Coming into this season, there was a lot of buzz around the Oregon defense, and that continued through 3 games into the season, as the Ducks shut out two opponents and led the nation in total defense.
But since then the Oregon defense has seemingly taken a half step backwards. They gave up 597 yards to Arizona State (while forcing 7 turnovers), they gave up 31 points in one half to Stanford (though none in the second half), and they allowed Washington State to move the ball far more than any fan would have liked (though they held WSU to 4.4 yards per play).
While this has caused a bit of anguish amongst Duck fans, I'm not yet all that concerned. This is the fastest and deepest defense that Oregon has ever put on the field, and have shown what they can do when they play focused football, holding opposing teams to 13 points in the second half this season.
Unfortunately, they haven't always played up to that level. Confusion, misalignment, and missed tackles have led to some disconcerting plays. Ted Miller spoke to Nick Aliotti last week, and our defensive coordinator had this to say on the Ducks defensive performance overall this season:
I continue to love the way our kids are running to the ball and flying around and finishing plays. I'm loving their effort. I'm loving the camaraderie. Just the way they're handling themselves. They are fun to go to work with. They care about the game and that makes it fun. I'm not unhappy with a lot of things. The thing I most unhappy with is we, collectively, give up too many plays that, with all due respect, sometimes our opponents don't earn. We just make a mistake here or a mistake there. If you were talking about tennis it would be an unforced error. I think we're smarter than that and should be beyond that.

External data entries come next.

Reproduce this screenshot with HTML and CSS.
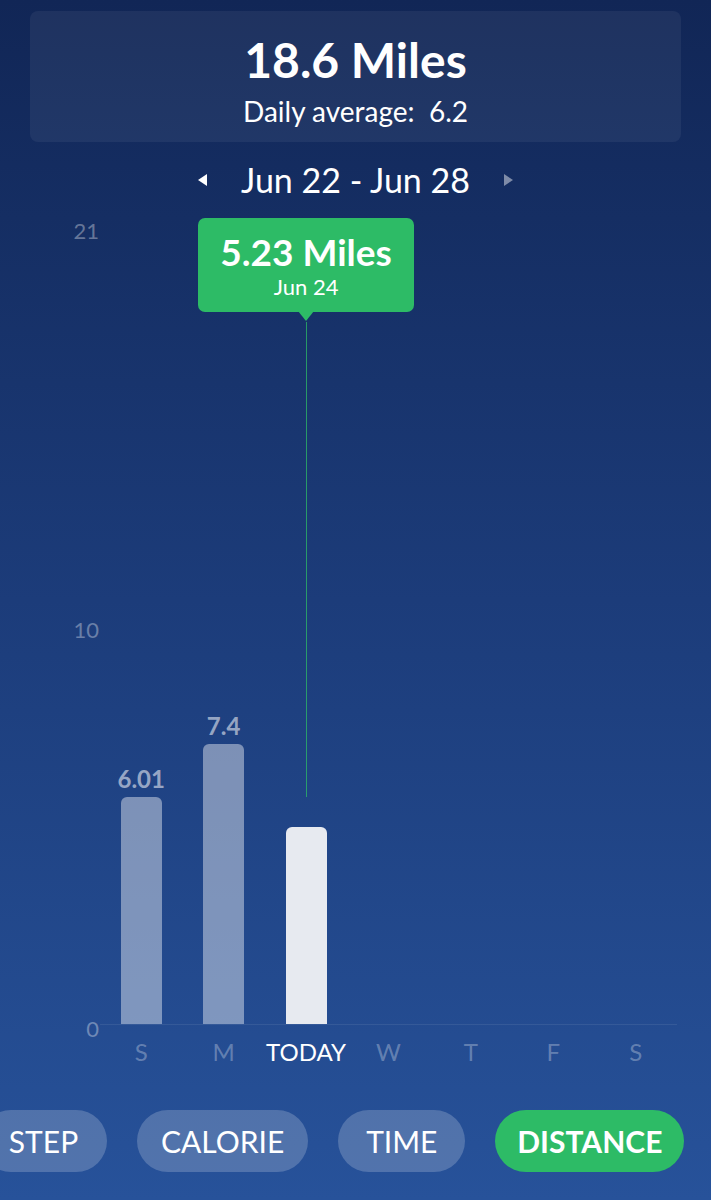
FILE: index.html
```html
<!DOCTYPE html>
<html lang="en">
<head>
    <meta charset="UTF-8">
    <meta name="viewport" content="width=device-width, initial-scale=1.0">
    <title>Distance</title>
    <link rel="stylesheet" href="styles.css">
</head>
<body>
    <div class="screen">
        <div class="summary">
            <div class="summary-total">18.6 Miles</div>
            <div class="summary-avg">Daily average:&nbsp;&nbsp;6.2</div>
        </div>

        <div class="week-nav">
            <span class="nav-arrow prev"></span>
            <span class="week-label">Jun 22 - Jun 28</span>
            <span class="nav-arrow next"></span>
        </div>

        <div class="chart">
            <div class="axis">
                <span>21</span>
                <span>10</span>
                <span>0</span>
            </div>
            <div class="plot">
                <div class="col">
                    <span class="bar-value">6.01</span>
                    <div class="bar" style="height: 227px"></div>
                </div>
                <div class="col">
                    <span class="bar-value">7.4</span>
                    <div class="bar" style="height: 280px"></div>
                </div>
                <div class="col">
                    <div class="bar today" style="height: 197px"></div>
                </div>
                <div class="col"></div>
                <div class="col"></div>
                <div class="col"></div>
                <div class="col"></div>

                <div class="tooltip">
                    <div class="tooltip-value">5.23 Miles</div>
                    <div class="tooltip-date">Jun 24</div>
                </div>
                <div class="tooltip-line"></div>
            </div>
        </div>

        <div class="days">
            <span>S</span>
            <span>M</span>
            <span class="current">TODAY</span>
            <span>W</span>
            <span>T</span>
            <span>F</span>
            <span>S</span>
        </div>

        <div class="tabs">
            <button class="tab">STEP</button>
            <button class="tab">CALORIE</button>
            <button class="tab">TIME</button>
            <button class="tab active">DISTANCE</button>
        </div>
    </div>
</body>
</html>
```

FILE: styles.css
```css
body {
    margin: 0;
    padding: 0;
    font-family: Lato, "Open Sans", sans-serif;
    color: white;
    overflow: hidden;
}
.screen {
    width: 711px;
    height: 1200px;
    background: linear-gradient(to bottom, #112656 0%, #1c3c7a 50%, #27529a 100%);
    padding-top: 11px;
    box-sizing: border-box;
    overflow: hidden;
}
.summary {
    margin: 0 30px;
    height: 131px;
    box-sizing: border-box;
    padding-top: 6px;
    background-color: rgba(255, 255, 255, 0.06);
    border-radius: 8px;
    display: flex;
    flex-direction: column;
    align-items: center;
    justify-content: center;
}
.summary-total {
    font-size: 48px;
    font-weight: bold;
    line-height: 56px;
}
.summary-avg {
    font-size: 28px;
    line-height: 34px;
    margin-top: 6px;
}
.week-nav {
    display: flex;
    align-items: center;
    justify-content: center;
    gap: 34px;
    height: 60px;
    margin-top: 8px;
}
.week-label {
    font-size: 34px;
    line-height: 40px;
}
.nav-arrow {
    width: 0;
    height: 0;
    border-top: 6px solid transparent;
    border-bottom: 6px solid transparent;
}
.nav-arrow.prev {
    border-right: 9px solid white;
}
.nav-arrow.next {
    border-left: 9px solid rgba(255, 255, 255, 0.45);
}
.chart {
    display: flex;
    margin-top: 21px;
    height: 794px;
}
.axis {
    width: 99px;
    display: flex;
    flex-direction: column;
    justify-content: space-between;
    align-items: flex-end;
    margin: -13px 0 -17px;
    font-size: 22px;
    line-height: 26px;
    color: rgba(255, 255, 255, 0.35);
}
.plot {
    position: relative;
    margin-left: 1px;
    width: 577px;
    display: grid;
    grid-template-columns: repeat(7, 1fr);
    border-bottom: 1px solid rgba(255, 255, 255, 0.08);
}
.col {
    display: flex;
    flex-direction: column;
    align-items: center;
    justify-content: flex-end;
}
.bar {
    width: 41px;
    background-color: rgba(255, 255, 255, 0.42);
    border-radius: 6px 6px 0 0;
}
.bar.today {
    background-color: #e7eaf0;
}
.bar-value {
    font-size: 24px;
    font-weight: bold;
    line-height: 26px;
    margin-bottom: 5px;
    color: rgba(255, 255, 255, 0.55);
}
.tooltip {
    position: absolute;
    top: -13px;
    left: calc(100% * 2.5 / 7);
    transform: translateX(-50%);
    width: 216px;
    height: 94px;
    box-sizing: border-box;
    padding-top: 13px;
    background-color: #2dbb66;
    border-radius: 7px;
    display: flex;
    flex-direction: column;
    align-items: center;
}
.tooltip::after {
    content: "";
    position: absolute;
    bottom: -9px;
    left: 50%;
    margin-left: -8px;
    border-left: 8px solid transparent;
    border-right: 8px solid transparent;
    border-top: 10px solid #2dbb66;
}
.tooltip-value {
    font-size: 37px;
    font-weight: bold;
    line-height: 42px;
}
.tooltip-date {
    font-size: 22px;
    line-height: 28px;
}
.tooltip-line {
    position: absolute;
    top: 91px;
    left: calc(100% * 2.5 / 7);
    width: 1px;
    height: 475px;
    background-color: #2dbb66;
    opacity: 0.75;
}
.days {
    display: grid;
    grid-template-columns: repeat(7, 1fr);
    width: 577px;
    margin-left: 100px;
    margin-top: 12px;
    font-size: 24px;
    line-height: 30px;
    text-align: center;
    color: rgba(255, 255, 255, 0.3);
}
.days .current {
    color: white;
}
.tabs {
    display: flex;
    gap: 30px;
    margin-top: 43px;
    margin-left: -20px;
}
.tab {
    flex: none;
    height: 62px;
    min-width: 127px;
    padding: 0 24px;
    border: none;
    border-radius: 31px;
    background-color: rgba(255, 255, 255, 0.2);
    color: white;
    font-family: Lato, "Open Sans", sans-serif;
    font-size: 30px;
}
.tab.active {
    padding: 0 22px;
    background-color: #2dbb66;
    font-weight: bold;
}
```
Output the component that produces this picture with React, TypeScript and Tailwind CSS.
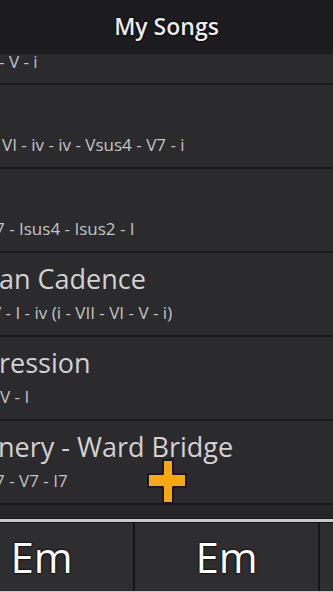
import React from "react";

interface Song {
  title: string;
  titleShift: number;
  chords: string;
  chordShift: number;
}

const songs: Song[] = [
  { title: "", titleShift: 0, chords: "VI - iv - iv - Vsus4 - V7 - i", chordShift: 2 },
  { title: "", titleShift: 0, chords: "7 - Isus4 - Isus2 - I", chordShift: -5 },
  { title: "an Cadence", titleShift: -1, chords: "V - I - iv (i - VII - VI - V - i)", chordShift: -9 },
  { title: "ression", titleShift: -1, chords: "V - I", chordShift: 0 },
  { title: "nery - Ward Bridge", titleShift: -2, chords: "7 - V7 - I7", chordShift: -5 },
];

function SongRow({ song }: { song: Song }) {
  return (
    <div className="h-[82px] bg-[#2b2a2c] flex flex-col overflow-hidden whitespace-nowrap">
      <div
        className="h-[50px] pt-[8px] text-[27px] leading-[36px] text-[#d2d2d2]"
        style={{ marginLeft: song.titleShift }}
      >
        {song.title}
      </div>
      <div
        className="text-[17px] leading-[20px] text-[#c4c4c4]"
        style={{ marginLeft: song.chordShift }}
      >
        {song.chords}
      </div>
    </div>
  );
}

function ChordCell({ label }: { label: string }) {
  return (
    <div className="w-[185px] shrink-0 h-full flex items-center justify-center border-r-2 border-[#161517]">
      <span
        className="text-[42px] font-medium text-white leading-none"
        style={{ textShadow: "0 0 2px #000, 0 0 2px #000" }}
      >
        {label}
      </span>
    </div>
  );
}

export default function App() {
  return (
    <div className="relative w-[333px] h-[592px] overflow-hidden bg-[#1c1b1d] flex flex-col font-['Open_Sans','Noto_Sans',sans-serif]">
      {/* Header */}
      <div className="h-[53px] shrink-0 flex items-center justify-center bg-[#1c1b1d]">
        <span
          className="text-[23px] font-semibold text-[#ececec]"
          style={{ textShadow: "0 0 2px #000, 0 0 2px #000" }}
        >
          My Songs
        </span>
      </div>

      {/* List */}
      <div className="flex flex-col gap-[2px] bg-[#1b1a1c] pt-[1px]">
        <div className="h-[29px] bg-[#2b2a2c] overflow-hidden whitespace-nowrap">
          <div className="text-[17px] leading-[16px] text-[#c4c4c4] ml-[-1px]">- V - i</div>
        </div>
        {songs.map((s, i) => (
          <SongRow key={i} song={s} />
        ))}
        <div className="h-[13px] bg-[#262527]" />
      </div>

      {/* Chord bar */}
      <div className="h-[3px] bg-[#c8c8c8] mt-[1px]" />
      <div className="h-[1px] bg-[#151416]" />
      <div className="h-[68px] bg-[#2e2d2f] flex ml-[-50px]">
        <ChordCell label="Em" />
        <ChordCell label="Em" />
        <ChordCell label="" />
      </div>
      <div className="flex-1 bg-[#c8c8c8]" />

      {/* Add button */}
      <svg
        className="absolute left-[146px] top-[458px]"
        width="42"
        height="47"
        viewBox="0 0 42 47"
      >
        <path
          d="M17 2h10v14h13v13H27v16H17V29H2V16h15z"
          fill="#f6a90f"
          stroke="#1b1633"
          strokeWidth="2"
          strokeLinejoin="round"
        />
      </svg>
    </div>
  );
}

I think this is a spot on assessment. Unforced errors have simply killed the Ducks this year. From poor alignments against Tennessee, to failing to recognize motion against Arizona State, our defense has made mistakes it should not be making.
Against Stanford, there were two plays that stood out. First, there was this long TD run by Stefan Taylor:
On this play, it was as simple as poor tackling. It was a very simple play by Stanford, and the Ducks simply did not execute. Michael Clay had a shot at Taylor at the line of scrimmage, and simply whiffed the tackle. Brandon Hanna had a shot to stop Taylor for a decent gain, but missed as well.
While we can give a bit more credit to Stanford on this play, this was a play-action pass on 3rd and short. The confusion is seen before the play even starts with Talmadge Jackson III unsure of who he's supposed to be covering, and he ends up being a non-factor on the play.
The confusion spreads to the linebackers. Michael Clay gets sucked in for just a moment on the play action fake, and with 3 TEs breaking down the middle, and only 2 defenders back, it's a matter of simple numbers, and Fleener is left wide open. If Jackson had been on a receiver, or Clay had covered the middle as it was his responsibility, this play may have been stopped.
That didn't happen, and at the end of the day, that was 14 points the Ducks gave up due to easily correctable mistakes.
I think this defense could be very good. When they have locked things down, they have been very hard to move the ball against. The same Stanford offense that seemingly moved the ball at will could not run the ball during the second half, and the Ducks secondary excelled in the passing situations that were created.
The Oregon defense has the ability to dominate the UCLA offense. They did that last year, and can do so again. After the bye week, there won't be excuses for unfocused and confused play. This is a fast, strong, tenacious defense. They move better than any Oregon defense I've ever seen. They hunt down draws and screens and close on opposing ball carriers with amazing quickness.
But none of that means anything if the Ducks don't execute at the most basic level. As we move into the second half of the season, how Oregon cleans up these mistakes will be the difference between an undefeated season and a loss or two.
Against UCLA, I'll be looking for the Ducks to do just that, and play up to their potential. If they do that, UCLA will have a very difficult time keeping the game competitive.